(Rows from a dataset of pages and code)
▽

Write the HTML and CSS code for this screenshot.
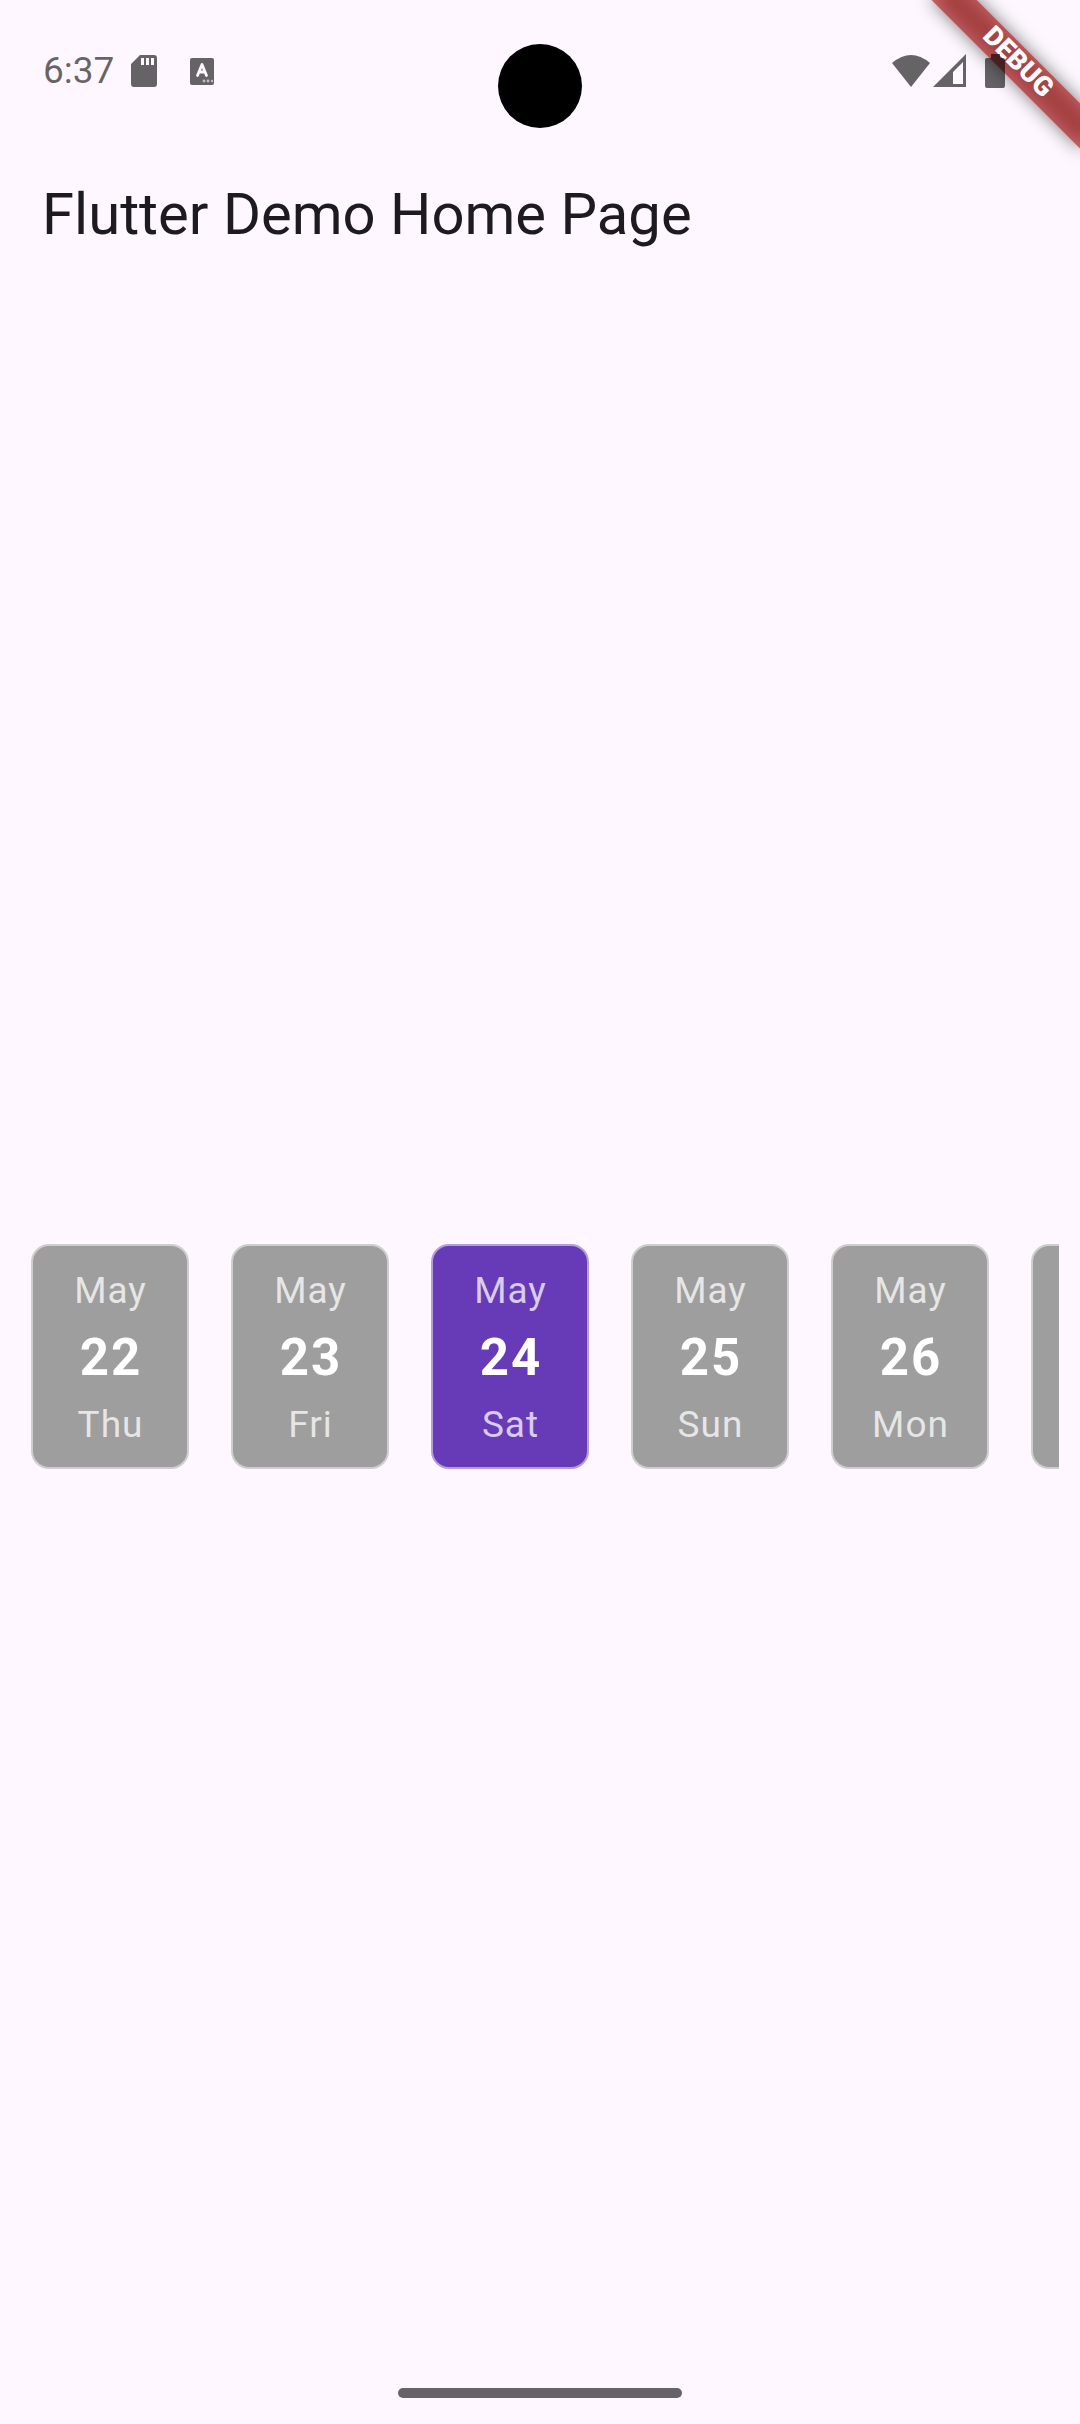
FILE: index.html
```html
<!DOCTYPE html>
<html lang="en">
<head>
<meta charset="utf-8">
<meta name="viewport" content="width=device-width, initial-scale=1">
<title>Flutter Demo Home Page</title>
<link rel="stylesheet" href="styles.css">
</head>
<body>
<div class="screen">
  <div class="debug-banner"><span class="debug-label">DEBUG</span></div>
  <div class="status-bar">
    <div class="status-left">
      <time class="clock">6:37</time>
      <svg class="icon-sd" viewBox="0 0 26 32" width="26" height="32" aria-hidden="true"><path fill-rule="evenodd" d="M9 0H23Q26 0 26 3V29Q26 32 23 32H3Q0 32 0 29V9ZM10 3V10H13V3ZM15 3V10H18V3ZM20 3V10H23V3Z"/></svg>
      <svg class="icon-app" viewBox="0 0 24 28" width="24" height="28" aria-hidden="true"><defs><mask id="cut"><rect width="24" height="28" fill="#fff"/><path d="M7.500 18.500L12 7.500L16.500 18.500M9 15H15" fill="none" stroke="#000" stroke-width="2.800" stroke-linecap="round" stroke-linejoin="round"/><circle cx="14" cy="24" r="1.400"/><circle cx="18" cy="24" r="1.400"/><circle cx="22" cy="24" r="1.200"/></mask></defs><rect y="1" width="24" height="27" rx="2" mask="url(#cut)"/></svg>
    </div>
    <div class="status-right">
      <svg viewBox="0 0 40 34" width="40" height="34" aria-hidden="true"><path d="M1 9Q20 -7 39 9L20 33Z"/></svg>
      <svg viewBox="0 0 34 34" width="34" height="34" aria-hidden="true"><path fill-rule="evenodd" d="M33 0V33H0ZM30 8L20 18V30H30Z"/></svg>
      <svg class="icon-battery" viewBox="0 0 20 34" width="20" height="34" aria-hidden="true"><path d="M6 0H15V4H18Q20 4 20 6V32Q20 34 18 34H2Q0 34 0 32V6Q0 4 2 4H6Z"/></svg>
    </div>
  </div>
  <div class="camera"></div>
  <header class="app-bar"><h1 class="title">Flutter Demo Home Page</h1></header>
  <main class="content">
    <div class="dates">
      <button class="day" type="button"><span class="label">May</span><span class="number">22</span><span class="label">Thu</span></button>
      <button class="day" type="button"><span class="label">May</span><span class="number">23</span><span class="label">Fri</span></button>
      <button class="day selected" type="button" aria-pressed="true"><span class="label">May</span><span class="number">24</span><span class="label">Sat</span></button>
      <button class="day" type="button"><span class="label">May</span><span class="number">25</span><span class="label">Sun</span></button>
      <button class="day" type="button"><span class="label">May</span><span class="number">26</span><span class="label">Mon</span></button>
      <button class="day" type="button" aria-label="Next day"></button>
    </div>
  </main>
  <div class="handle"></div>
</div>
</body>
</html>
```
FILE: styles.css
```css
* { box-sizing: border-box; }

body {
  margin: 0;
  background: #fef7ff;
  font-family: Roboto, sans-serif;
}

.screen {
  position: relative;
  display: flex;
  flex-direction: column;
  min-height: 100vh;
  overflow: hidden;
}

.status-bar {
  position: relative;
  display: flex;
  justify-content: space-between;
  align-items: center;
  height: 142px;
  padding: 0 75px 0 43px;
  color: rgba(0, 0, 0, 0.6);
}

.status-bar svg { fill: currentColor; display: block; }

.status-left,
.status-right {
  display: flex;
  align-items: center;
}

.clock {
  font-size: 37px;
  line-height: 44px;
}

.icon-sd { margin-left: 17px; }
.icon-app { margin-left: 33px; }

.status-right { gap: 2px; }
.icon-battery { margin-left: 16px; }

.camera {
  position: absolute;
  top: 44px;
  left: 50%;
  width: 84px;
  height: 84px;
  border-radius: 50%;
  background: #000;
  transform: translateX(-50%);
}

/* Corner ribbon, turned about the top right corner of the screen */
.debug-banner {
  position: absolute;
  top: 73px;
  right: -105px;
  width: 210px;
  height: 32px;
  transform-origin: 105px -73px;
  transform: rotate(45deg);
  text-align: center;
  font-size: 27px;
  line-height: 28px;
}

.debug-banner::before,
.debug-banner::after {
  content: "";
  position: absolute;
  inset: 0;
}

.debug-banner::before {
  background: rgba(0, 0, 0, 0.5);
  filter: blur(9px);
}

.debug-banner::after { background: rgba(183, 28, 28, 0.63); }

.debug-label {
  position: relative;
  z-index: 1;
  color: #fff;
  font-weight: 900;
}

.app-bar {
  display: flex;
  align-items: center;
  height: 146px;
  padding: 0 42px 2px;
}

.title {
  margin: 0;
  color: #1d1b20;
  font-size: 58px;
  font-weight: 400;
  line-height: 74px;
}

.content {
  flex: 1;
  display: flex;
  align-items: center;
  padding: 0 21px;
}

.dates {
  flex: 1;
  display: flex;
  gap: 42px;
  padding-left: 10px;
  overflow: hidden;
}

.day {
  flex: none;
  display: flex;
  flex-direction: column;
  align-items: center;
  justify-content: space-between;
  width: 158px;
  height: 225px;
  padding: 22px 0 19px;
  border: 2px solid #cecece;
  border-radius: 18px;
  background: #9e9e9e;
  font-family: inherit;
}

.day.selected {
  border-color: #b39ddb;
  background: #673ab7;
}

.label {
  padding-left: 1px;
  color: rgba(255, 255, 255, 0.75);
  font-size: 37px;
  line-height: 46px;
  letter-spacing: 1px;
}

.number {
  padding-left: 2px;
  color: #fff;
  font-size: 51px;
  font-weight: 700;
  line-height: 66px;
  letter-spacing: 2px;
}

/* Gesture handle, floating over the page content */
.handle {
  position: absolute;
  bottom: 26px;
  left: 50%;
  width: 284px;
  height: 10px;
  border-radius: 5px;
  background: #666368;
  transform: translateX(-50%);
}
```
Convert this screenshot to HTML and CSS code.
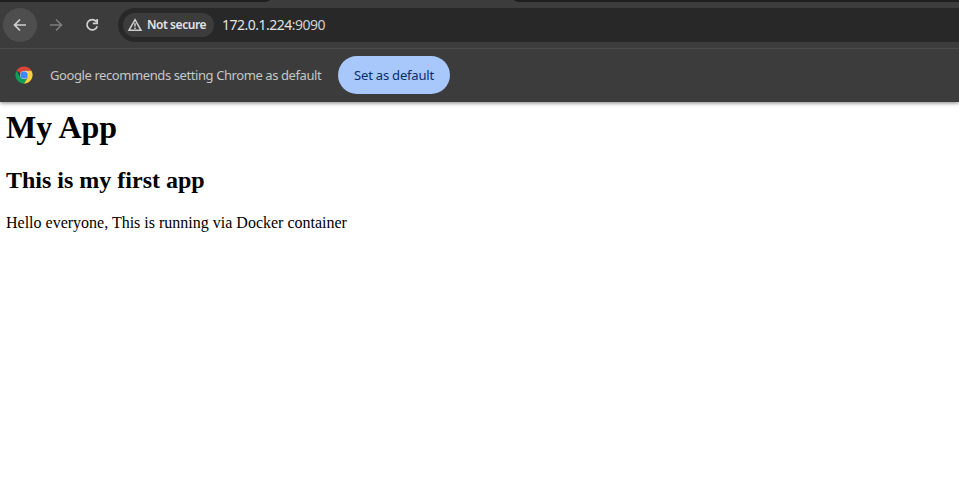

△

- **Exercise**
Give back all entries exactly. No pictures belong in the copy.

- **Written solution**
Write the HTML and CSS code for this screenshot.
FILE: index.html
```html
<!DOCTYPE html>
<html lang="en">
<head>
<meta charset="utf-8">
<meta name="viewport" content="width=device-width, initial-scale=1">
<title>Flutter Demo Home Page</title>
<link rel="stylesheet" href="styles.css">
</head>
<body>
<div class="screen">
  <div class="debug-banner"><span class="debug-label">DEBUG</span></div>
  <div class="status-bar">
    <div class="status-left">
      <time class="clock">6:37</time>
      <svg class="icon-sd" viewBox="0 0 26 32" width="26" height="32" aria-hidden="true"><path fill-rule="evenodd" d="M9 0H23Q26 0 26 3V29Q26 32 23 32H3Q0 32 0 29V9ZM10 3V10H13V3ZM15 3V10H18V3ZM20 3V10H23V3Z"/></svg>
      <svg class="icon-app" viewBox="0 0 24 28" width="24" height="28" aria-hidden="true"><defs><mask id="cut"><rect width="24" height="28" fill="#fff"/><path d="M7.500 18.500L12 7.500L16.500 18.500M9 15H15" fill="none" stroke="#000" stroke-width="2.800" stroke-linecap="round" stroke-linejoin="round"/><circle cx="14" cy="24" r="1.400"/><circle cx="18" cy="24" r="1.400"/><circle cx="22" cy="24" r="1.200"/></mask></defs><rect y="1" width="24" height="27" rx="2" mask="url(#cut)"/></svg>
    </div>
    <div class="status-right">
      <svg viewBox="0 0 40 34" width="40" height="34" aria-hidden="true"><path d="M1 9Q20 -7 39 9L20 33Z"/></svg>
      <svg viewBox="0 0 34 34" width="34" height="34" aria-hidden="true"><path fill-rule="evenodd" d="M33 0V33H0ZM30 8L20 18V30H30Z"/></svg>
      <svg class="icon-battery" viewBox="0 0 20 34" width="20" height="34" aria-hidden="true"><path d="M6 0H15V4H18Q20 4 20 6V32Q20 34 18 34H2Q0 34 0 32V6Q0 4 2 4H6Z"/></svg>
    </div>
  </div>
  <div class="camera"></div>
  <header class="app-bar"><h1 class="title">Flutter Demo Home Page</h1></header>
  <main class="content">
    <div class="dates">
      <button class="day" type="button"><span class="label">May</span><span class="number">22</span><span class="label">Thu</span></button>
      <button class="day" type="button"><span class="label">May</span><span class="number">23</span><span class="label">Fri</span></button>
      <button class="day selected" type="button" aria-pressed="true"><span class="label">May</span><span class="number">24</span><span class="label">Sat</span></button>
      <button class="day" type="button"><span class="label">May</span><span class="number">25</span><span class="label">Sun</span></button>
      <button class="day" type="button"><span class="label">May</span><span class="number">26</span><span class="label">Mon</span></button>
      <button class="day" type="button" aria-label="Next day"></button>
    </div>
  </main>
  <div class="handle"></div>
</div>
</body>
</html>
```
FILE: styles.css
```css
* { box-sizing: border-box; }

body {
  margin: 0;
  background: #fef7ff;
  font-family: Roboto, sans-serif;
}

.screen {
  position: relative;
  display: flex;
  flex-direction: column;
  min-height: 100vh;
  overflow: hidden;
}

.status-bar {
  position: relative;
  display: flex;
  justify-content: space-between;
  align-items: center;
  height: 142px;
  padding: 0 75px 0 43px;
  color: rgba(0, 0, 0, 0.6);
}

.status-bar svg { fill: currentColor; display: block; }

.status-left,
.status-right {
  display: flex;
  align-items: center;
}

.clock {
  font-size: 37px;
  line-height: 44px;
}

.icon-sd { margin-left: 17px; }
.icon-app { margin-left: 33px; }

.status-right { gap: 2px; }
.icon-battery { margin-left: 16px; }

.camera {
  position: absolute;
  top: 44px;
  left: 50%;
  width: 84px;
  height: 84px;
  border-radius: 50%;
  background: #000;
  transform: translateX(-50%);
}

/* Corner ribbon, turned about the top right corner of the screen */
.debug-banner {
  position: absolute;
  top: 73px;
  right: -105px;
  width: 210px;
  height: 32px;
  transform-origin: 105px -73px;
  transform: rotate(45deg);
  text-align: center;
  font-size: 27px;
  line-height: 28px;
}

.debug-banner::before,
.debug-banner::after {
  content: "";
  position: absolute;
  inset: 0;
}

.debug-banner::before {
  background: rgba(0, 0, 0, 0.5);
  filter: blur(9px);
}

.debug-banner::after { background: rgba(183, 28, 28, 0.63); }

.debug-label {
  position: relative;
  z-index: 1;
  color: #fff;
  font-weight: 900;
}

.app-bar {
  display: flex;
  align-items: center;
  height: 146px;
  padding: 0 42px 2px;
}

.title {
  margin: 0;
  color: #1d1b20;
  font-size: 58px;
  font-weight: 400;
  line-height: 74px;
}

.content {
  flex: 1;
  display: flex;
  align-items: center;
  padding: 0 21px;
}

.dates {
  flex: 1;
  display: flex;
  gap: 42px;
  padding-left: 10px;
  overflow: hidden;
}

.day {
  flex: none;
  display: flex;
  flex-direction: column;
  align-items: center;
  justify-content: space-between;
  width: 158px;
  height: 225px;
  padding: 22px 0 19px;
  border: 2px solid #cecece;
  border-radius: 18px;
  background: #9e9e9e;
  font-family: inherit;
}

.day.selected {
  border-color: #b39ddb;
  background: #673ab7;
}

.label {
  padding-left: 1px;
  color: rgba(255, 255, 255, 0.75);
  font-size: 37px;
  line-height: 46px;
  letter-spacing: 1px;
}

.number {
  padding-left: 2px;
  color: #fff;
  font-size: 51px;
  font-weight: 700;
  line-height: 66px;
  letter-spacing: 2px;
}

/* Gesture handle, floating over the page content */
.handle {
  position: absolute;
  bottom: 26px;
  left: 50%;
  width: 284px;
  height: 10px;
  border-radius: 5px;
  background: #666368;
  transform: translateX(-50%);
}
```
Convert this screenshot to HTML and CSS code.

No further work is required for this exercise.